Emergencies sometimes give people a chance to reassess. Take a letter to the editor last week from Walter Boyd, a conservative Republican who has been known to castigate big-spending, tax-happy governments when running for political office. Mr. Boyd was so enraged by the snow stoppage that he suggested a 5-cent surcharge on the gas tax as an equitable way to raise enough money to give governments all the equipment and manpower they need to keep roads open and clear.

For once, Mr. Boyd and I agree. The city and counties should set up a dedicated Snow Fund. His idea is to raise the gas tax; I prefer the property tax. I would impose a 10-cent surcharge on the property-tax rate this summer for the Snow Fund. This would raise $10 million in some counties.

Then governments could buy lots of new snow-clearing equipment. They would have the money to sign up private contractors to clear specific neighborhoods whenever snowfall exceeds a certain level. Local governments could also work with neighborhood associations and apartment owners on cost-sharing plans so special needs are met promptly.

Each year, local government would replenish the Snow Fund through a new surcharge. After a mild winter, that might mean only a penny or so in higher property taxes. But the money would always be there to get roads fully open and there would be enough manpower to attack all those side streets and sidewalks.

Would people support this surtax? Right now they would. On a $200,000 house, the fee would amount to $80 in the first year, as little as $8 or $16 in a good year. Heck, community association dues are higher than that. So are the special taxes some communities impose on themselves.

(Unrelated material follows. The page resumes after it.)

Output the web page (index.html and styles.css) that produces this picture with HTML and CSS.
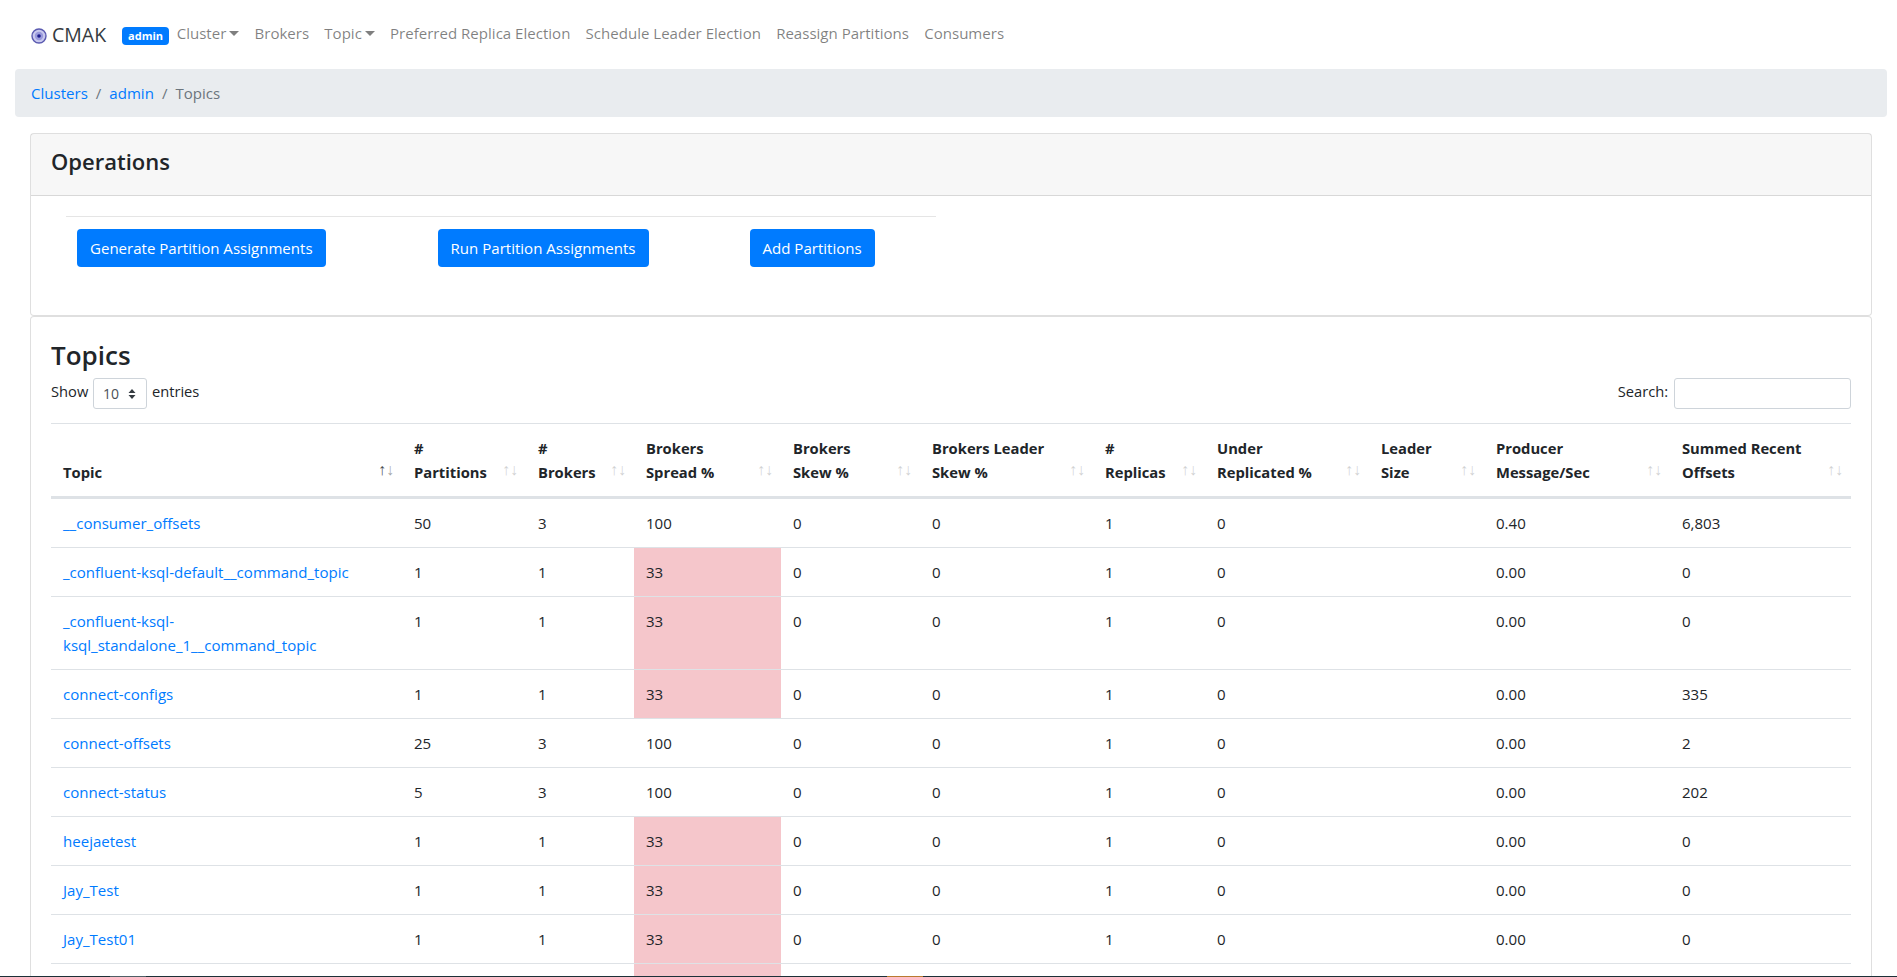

Government has a responsibility to keep the local economy humming. In a region that is heavily dependent on car travel, that means attacking roadways -- all roads -- during snowfalls with military precision. Like the military, government shouldn't worry about the cost: just get the job done.

We can't afford another shutdown because our leaders weren't prepared. Those ''hundred-year storms'' can happen any time.

Barry Rascovar is deputy editorial-page editor of The Sun.